◆ Set task:
Within the records that follow, restate exactly the lines from the line with "Output the component" down to the line with "const [selected, setSelected]", including both. Omit the pictures.

◆ Provided material:
+++

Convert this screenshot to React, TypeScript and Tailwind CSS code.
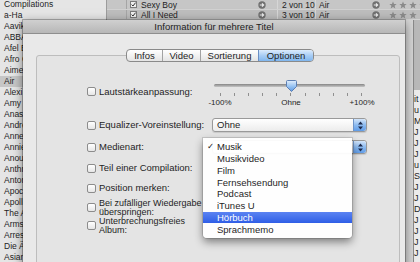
import React from "react";

const artists = [
  "Compilations",
  "a-Ha",
  "Aavikko",
  "ABBA",
  "Afel Bocoum",
  "Afro Celt Sound System",
  "Aimee Mann",
  "Air",
  "Alexi Murdoch",
  "Amy Macdonald",
  "Anastacia",
  "Andrea Bocelli",
  "Anne Clark",
  "Annie Lennox",
  "Anouk",
  "Anthrax",
  "Antony and the Johnsons",
  "Apocalyptica",
  "Apollo 440",
  "The Arcade Fire",
  "Arms and Sleepers",
  "Arrested Development",
  "Die Ärzte",
  "Asian Dub Foundation",
];

const menuItems = ["Musik", "Musikvideo", "Film", "Fernsehsendung", "Podcast", "iTunes U", "Hörbuch", "Sprachmemo"];
const sideLetters = ["it", "u", "M", "J", "J", "J", "u", "S", "J", "J", "D", "J", "J", "J", "J"];

function Checkbox() {
  return (
    <span className="block w-[9px] h-[9px] shrink-0 rounded-[2px] border border-[#8c8c8c] bg-gradient-to-b from-white to-[#e6e6e6]" />
  );
}

function SmallCheck() {
  return (
    <svg width="7" height="7" viewBox="0 0 7 7">
      <rect x="0.5" y="0.5" width="6" height="6" fill="#eeeeee" stroke="#7a7a7a" />
      <path d="M1.6 3.6 3 5 5.6 1.6" stroke="#333" strokeWidth="1" fill="none" />
    </svg>
  );
}

function GoArrow() {
  return (
    <svg width="8" height="8" viewBox="0 0 8 8" className="shrink-0">
      <circle cx="4" cy="4" r="3.7" fill="#707070" />
      <path d="M1.8 4h3.8M4 2.3 5.7 4 4 5.7" stroke="#ececec" strokeWidth="1.1" fill="none" />
    </svg>
  );
}

function Star() {
  return (
    <svg width="8" height="8" viewBox="0 0 10 10" className="shrink-0">
      <polygon points="5,0.5 6.3,3.6 9.6,3.8 7,6 7.9,9.4 5,7.5 2.1,9.4 3,6 0.4,3.8 3.7,3.6" fill="#8a8a8a" />
    </svg>
  );
}

function TrackRow({ name, num, stars, bg }: { name: string; num: string; stars: number; bg: string }) {
  return (
    <div className={`flex h-[10px] items-center text-[8.5px] leading-[10px] border-b border-[#d2d2d2] ${bg}`}>
      <div className="w-[20px] h-full border-r border-[#a5a5a5]" />
      <div className="w-[12px] flex justify-center">
        <SmallCheck />
      </div>
      <div className="w-[138px] flex items-center justify-between pl-[2px] pr-[11px]">
        <span>{name}</span>
        <GoArrow />
      </div>
      <div className="w-[38px] h-full border-l border-[#d6d6d6] pl-[4px]">{num}</div>
      <div className="w-[72px] h-full flex items-center justify-between border-l border-[#d6d6d6] pl-[3px] pr-[7px]">
        <span>Air</span>
        <GoArrow />
      </div>
      <div className="flex gap-[2px] pl-[2px]">
        {Array.from({ length: stars }).map((_, i) => (
          <Star key={i} />
        ))}
      </div>
    </div>
  );
}

function Stepper() {
  return (
    <div className="w-[13px] h-full flex items-center justify-center rounded-r-[3px] border-l border-[#6f94c8] bg-gradient-to-b from-[#d3e5fa] via-[#8dbbf0] to-[#5f9ce8]">
      <svg width="5" height="9" viewBox="0 0 5 9">
        <path d="M2.5 0.5 5 3.6H0z M0 5.4h5L2.5 8.5z" fill="#1c2a4c" />
      </svg>
    </div>
  );
}

function Popup({ value }: { value: string }) {
  return (
    <div className="w-[155px] h-[14px] flex items-center rounded-[3px] border border-[#999] bg-gradient-to-b from-white to-[#ececec] shadow-[0_1px_1px_rgba(0,0,0,0.12)]">
      <span className="flex-1 pl-[4px] leading-[12px]">{value}</span>
      <Stepper />
    </div>
  );
}

const tabs = [
  { label: "Infos", cls: "w-[35px]" },
  { label: "Video", cls: "w-[38px] border-l border-[#a2a2a2]" },
  { label: "Sortierung", cls: "w-[58px] border-l border-[#a2a2a2]" },
  {
    label: "Optionen",
    cls: "w-[55px] border-l border-[#6b8fc4] bg-gradient-to-b from-[#dcebfc] via-[#a8cdf5] to-[#80b6ee]",
  },
];

export default function App() {
  return (
    <div className="relative w-[420px] h-[262px] overflow-hidden bg-[#e4e4e4] font-['Liberation_Sans',Arial,sans-serif] text-[#1e1e1e]">
      {/* iTunes window behind */}
      <div className="flex h-full">
        <div className="w-[107px] shrink-0 border-r border-[#9c9c9c] bg-[#e5e5e5] overflow-hidden">
          <div className="-mt-[1px]">
            {artists.map((a) => (
              <div
                key={a}
                className={`h-[11px] pl-[4px] text-[8.5px] leading-[11px] whitespace-nowrap ${a === "Air" ? "bg-[#c6c6c6]" : ""}`}
              >
                {a}
              </div>
            ))}
          </div>
        </div>
        <div className="flex-1 flex flex-col bg-[#c4c4c4]">
          <TrackRow name="Sexy Boy" num="2 von 10" stars={5} bg="bg-[#c6c6c6]" />
          <TrackRow name="All I Need" num="3 von 10" stars={3} bg="bg-[#bdbdbd]" />
          <div className="flex-1 flex">
            <div className="w-[297px] bg-[#cfcfcf]" />
            <div className="w-[10px] bg-[#d6d6d6] border-r border-[#8a8a8a]" />
            <div className="flex-1 flex flex-col bg-[#ececec]">
              <div className="h-[70px] bg-[#b9b9b9]" />
              <div className="pt-[4px] text-[9px] leading-[11px] whitespace-nowrap">
                {sideLetters.map((l, i) => (
                  <div key={i} className="h-[11px]">
                    {l}
                  </div>
                ))}
              </div>
            </div>
          </div>
        </div>
      </div>

      {/* dialog window */}
      <div className="absolute left-[23px] top-[20px] w-[382px] h-[250px] bg-[#e9e9e9] shadow-[0_0_0_1px_rgba(0,0,0,0.25),0_3px_10px_rgba(0,0,0,0.5)] text-[9.5px]">
        <div className="h-[14px] bg-gradient-to-b from-[#d0d0d0] to-[#b7b7b7] border-b border-[#8e8e8e] text-center leading-[13px] text-[#222]">
          Information für mehrere Titel
        </div>
        <div className="pt-[15px]">
          <div className="relative z-10 ml-[13px] w-[364px] flex justify-center pl-[4px]">
            <div className="flex h-[13px] rounded-[4px] border border-[#8a8a8a] overflow-hidden bg-gradient-to-b from-white to-[#e4e4e4]">
              {tabs.map((t) => (
                <div key={t.label} className={`${t.cls} text-center leading-[11px]`}>
                  {t.label}
                </div>
              ))}
            </div>
          </div>
          <div className="-mt-[7px] ml-[13px] w-[364px] h-[220px] border border-[#bdbdbd] rounded-[3px] bg-[#e4e4e4] pt-[22px] pl-[50px]">
            {/* Lautstärke */}
            <div className="flex h-[36px]">
              <div className="w-[125px] h-[9px] mt-[9px] flex items-center gap-[3px]">
                <Checkbox />
                <span className="leading-[9px] whitespace-nowrap">Lautstärkeanpassung:</span>
              </div>
              <div className="w-[155px]">
                <div className="relative mt-[6px] mx-[2px] h-[3px] rounded-full bg-gradient-to-b from-[#858585] to-[#c6c6c6]">
                  <svg className="absolute left-[72px] -top-[4px]" width="11" height="12" viewBox="0 0 11 12">
                    <defs>
                      <linearGradient id="knob" x1="0" y1="0" x2="0" y2="1">
                        <stop offset="0" stopColor="#e2eefc" />
                        <stop offset="0.5" stopColor="#9cc6f3" />
                        <stop offset="1" stopColor="#5b98e2" />
                      </linearGradient>
                    </defs>
                    <path d="M1.5 0.5h8a1 1 0 0 1 1 1v5L5.5 11.5 0.5 6.5v-5a1 1 0 0 1 1-1z" fill="url(#knob)" stroke="#5d7fb3" />
                  </svg>
                </div>
                <div className="mt-[6px] h-[3px] flex justify-between pl-[8px] pr-[5px]">
                  {Array.from({ length: 11 }).map((_, i) => (
                    <span key={i} className="w-[1px] h-[3px] bg-[#8f8f8f]" />
                  ))}
                </div>
                <div className="mt-[2px] -ml-[7px] w-[172px] flex justify-between text-[8px] leading-[10px]">
                  <span className="w-[30px] text-center">-100%</span>
                  <span className="w-[30px] text-center">Ohne</span>
                  <span className="w-[30px] text-center">+100%</span>
                </div>
              </div>
            </div>

            {/* Equalizer */}
            <div className="mt-[4px] h-[14px] flex items-center">
              <div className="w-[125px] flex items-center gap-[3px]">
                <Checkbox />
                <span className="whitespace-nowrap">Equalizer-Voreinstellung:</span>
              </div>
              <Popup value="Ohne" />
            </div>

            {/* Medienart */}
            <div className="mt-[8px] h-[14px] flex items-center">
              <div className="w-[125px] flex items-center gap-[3px]">
                <Checkbox />
                <span className="whitespace-nowrap">Medienart:</span>
              </div>
              <Popup value="Musik" />
            </div>

            <div className="mt-[7px] h-[14px] flex items-center gap-[3px]">
              <Checkbox />
              <span className="whitespace-nowrap">Teil einer Compilation:</span>
            </div>

            <div className="mt-[6px] h-[14px] flex items-center gap-[3px]">
              <Checkbox />
              <span className="whitespace-nowrap">Position merken:</span>
            </div>

            <div className="mt-[3.5px] h-[18px] flex items-center gap-[3px]">
              <Checkbox />
              <span className="text-[9px] leading-[9px] whitespace-nowrap">
                Bei zufälliger Wiedergabe
                <br />
                überspringen:
              </span>
            </div>

            <div className="h-[18px] flex items-center gap-[3px]">
              <Checkbox />
              <span className="text-[9px] leading-[9px] whitespace-nowrap">
                Unterbrechungsfreies
                <br />
                Album:
              </span>
            </div>
          </div>
        </div>
      </div>

      {/* open pop-up menu */}
      <div className="absolute z-20 left-[203px] top-[138px] w-[149px] h-[100px] pt-[3px] bg-white/95 rounded-b-[4px] shadow-[0_0_0_1px_rgba(0,0,0,0.12),0_4px_9px_rgba(0,0,0,0.45)] text-[9.5px]">
        {menuItems.map((m) => (
          <div
            key={m}
            className={`h-[11.75px] flex items-center leading-[11px] ${
              m === "Hörbuch" ? "bg-gradient-to-b from-[#5b83f2] to-[#2f5ee6] text-white" : ""
            }`}
          >
            <span className="w-[14px] pl-[4px] font-['DejaVu_Sans',sans-serif] text-[8.5px]">{m === "Musik" ? "✓" : ""}</span>
            <span>{m}</span>
          </div>
        ))}
      </div>
    </div>
  );
}
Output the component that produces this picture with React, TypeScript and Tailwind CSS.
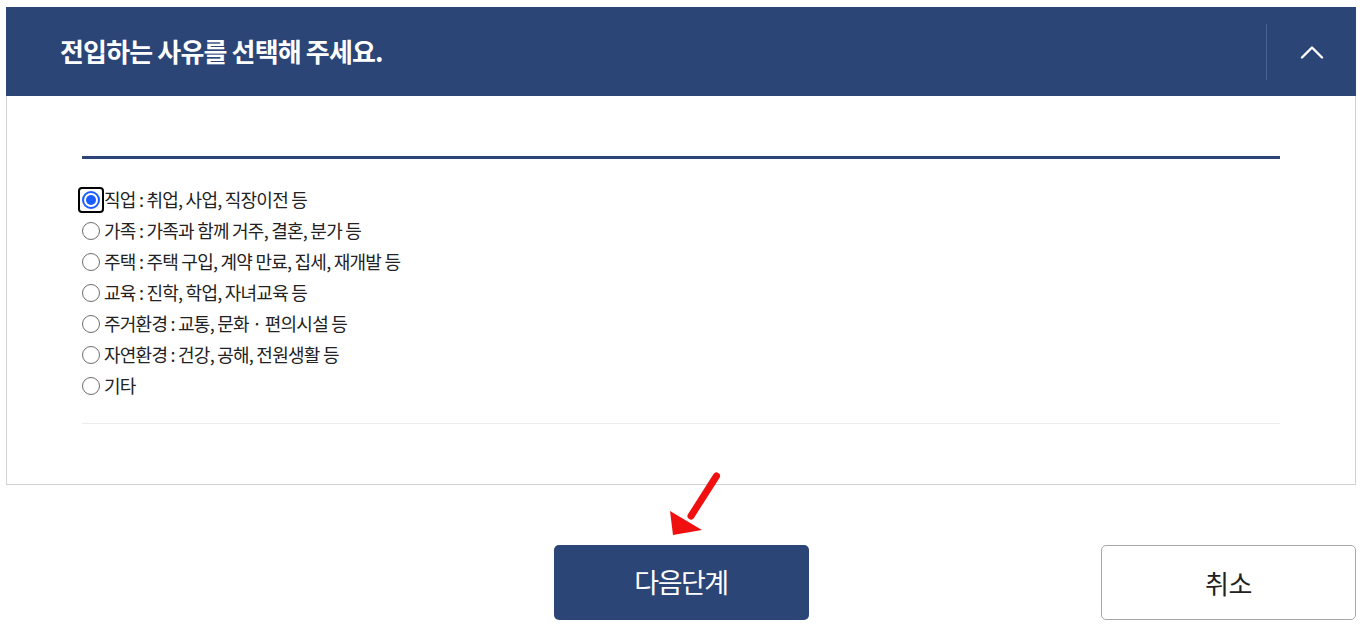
import { useState } from 'react';

const reasons = [
  '직업 : 취업, 사업, 직장이전 등',
  '가족 : 가족과 함께 거주, 결혼, 분가 등',
  '주택 : 주택 구입, 계약 만료, 집세, 재개발 등',
  '교육 : 진학, 학업, 자녀교육 등',
  '주거환경 : 교통, 문화 · 편의시설 등',
  '자연환경 : 건강, 공해, 전원생활 등',
  '기타',
];

function Radio({ checked }: { checked: boolean }) {
  return (
    <span className="relative w-[18px] h-[18px] shrink-0 flex items-center justify-center">
      {checked ? (
        <>
          <span className="absolute -inset-[4px] border-2 border-black rounded-[4px]" />
          <span className="w-[18px] h-[18px] rounded-full border-2 border-[#1a5cff] flex items-center justify-center">
            <span className="w-[10px] h-[10px] rounded-full bg-[#1a5cff]" />
          </span>
        </>
      ) : (
        <span className="w-[18px] h-[18px] rounded-full border-[1.5px] border-[#6d6d6d] bg-white" />
      )}
    </span>
  );
}

export default function App() {
  const [selected, setSelected] = useState(0);

  return (
    <div className="min-h-screen bg-white pt-[7px] pl-[6px] pr-[4px] font-['Noto_Sans_CJK_KR','Noto_Sans',sans-serif] relative">
      {/* 사유 선택 카드 */}
      <div className="border border-[#d2d2d2] border-t-0">
        <div className="h-[89px] bg-[#2b4577] flex items-center -mx-px">
          <h2 className="flex-1 pl-[54px] text-white text-[26px] font-bold tracking-[-0.85px] leading-none pb-[2px]">
            전입하는 사유를 선택해 주세요.
          </h2>
          <div className="w-px h-[56px] bg-[#4a6391]" />
          <button className="w-[89px] h-full flex items-center justify-center">
            <svg width="24" height="14" viewBox="0 0 24 14" fill="none">
              <path d="M2 12.5L12 2.5L22 12.5" stroke="white" strokeWidth="2.4" strokeLinecap="round" strokeLinejoin="round" />
            </svg>
          </button>
        </div>

        <div className="px-[75px] pt-[60px] pb-[60px]">
          <div className="h-[3px] bg-[#2b4577]" />
          <ul className="pt-[25px] pb-[22px] border-b border-[#ececec]">
            {reasons.map((r, i) => (
              <li
                key={r}
                onClick={() => setSelected(i)}
                className="h-[31px] flex items-center gap-[4px] text-[18px] text-[#222] tracking-[-0.75px] cursor-pointer"
              >
                <Radio checked={selected === i} />
                <span>{r}</span>
              </li>
            ))}
          </ul>
        </div>
      </div>

      {/* 버튼 영역 */}
      <div className="flex items-center pt-[60px]">
        <div className="flex-1" />
        <button className="w-[255px] h-[75px] rounded-[5px] bg-[#2b4577] text-white text-[27px] tracking-[-1.5px]">
          다음단계
        </button>
        <div className="flex-1 flex justify-end">
          <button className="w-[255px] h-[75px] rounded-[5px] border border-[#a8a8a8] bg-white text-[#222] text-[26px] tracking-[-0.5px]">
            취소
          </button>
        </div>
      </div>

      {/* 안내 화살표 */}
      <svg className="absolute left-[666px] top-[470px]" width="60" height="70" viewBox="0 0 60 70">
        <path d="M50.5 6L25 46" stroke="#f01010" strokeWidth="7" strokeLinecap="round" />
        <path d="M4 41L7 65L36 60Z" fill="#f01010" />
      </svg>
    </div>
  );
}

+++

◆ Task solution:
Output the component that produces this picture with React, TypeScript and Tailwind CSS.
import { useState } from 'react';

const reasons = [
  '직업 : 취업, 사업, 직장이전 등',
  '가족 : 가족과 함께 거주, 결혼, 분가 등',
  '주택 : 주택 구입, 계약 만료, 집세, 재개발 등',
  '교육 : 진학, 학업, 자녀교육 등',
  '주거환경 : 교통, 문화 · 편의시설 등',
  '자연환경 : 건강, 공해, 전원생활 등',
  '기타',
];

function Radio({ checked }: { checked: boolean }) {
  return (
    <span className="relative w-[18px] h-[18px] shrink-0 flex items-center justify-center">
      {checked ? (
        <>
          <span className="absolute -inset-[4px] border-2 border-black rounded-[4px]" />
          <span className="w-[18px] h-[18px] rounded-full border-2 border-[#1a5cff] flex items-center justify-center">
            <span className="w-[10px] h-[10px] rounded-full bg-[#1a5cff]" />
          </span>
        </>
      ) : (
        <span className="w-[18px] h-[18px] rounded-full border-[1.5px] border-[#6d6d6d] bg-white" />
      )}
    </span>
  );
}

export default function App() {
  const [selected, setSelected] = useState(0);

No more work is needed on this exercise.